As pretty as they are when I paid attention to them, they somehow seemed to get “lost” in their surroundings, no one flower really standing out from another. Did the fact that they were so “common” have an impact also, or is it simply that I’ve only gotten much more active with my camera in recent years?

The point to my above comments leads into today’s Self-Reflecting Queries. Once again, I invite you to look into your life.

Are there places where there are people, or objects, that are simply a part of a broad field for you and indistinct for their own attributes? Where you’ve simply been taking them for granted as background “noise”, perhaps?

If you find any of the above fits, I invite you to step more closely into the field at which you were looking. Study the individual components. Then, is there one, or more, that now stands out and has a new presence, as the single yellow pansy in the bottom photo?
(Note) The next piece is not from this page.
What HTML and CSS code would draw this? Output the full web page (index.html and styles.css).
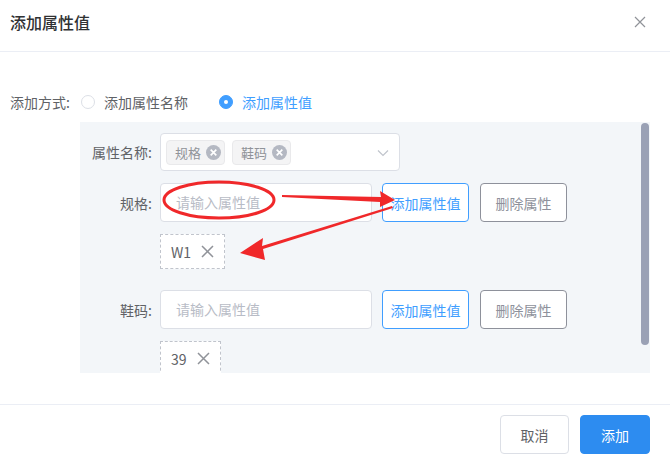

Or perhaps, you’ll find a pair, as in the top photo.

As always, have fun with this.

As always, remember to have fun with this.

{ 2 comments… read them below or add one }

Debii August 26, 2009 at 5:17 pm

Boy, does this take me back!!! I used to grow pansies from seed when I was a kid in VT. Haven’t tried them here in FL, however. And as we have not had a lot of rain this year, all my gardens look neglected.


Sheila Finkelstein August 26, 2009 at 7:37 pm

Thanks for the comments, Debii. I always appreciate them! My images the last few weeks certainly have really been resonating with you 🙂

Did your Banana Sky DVD get there yet?

I might well have grown pansies from seeds… that would have been 55, or more, years ago, as a kid, growing up in Philadelphia.

We seem to have been having enough rain here on the FL east coast. What kind of gardens do you have?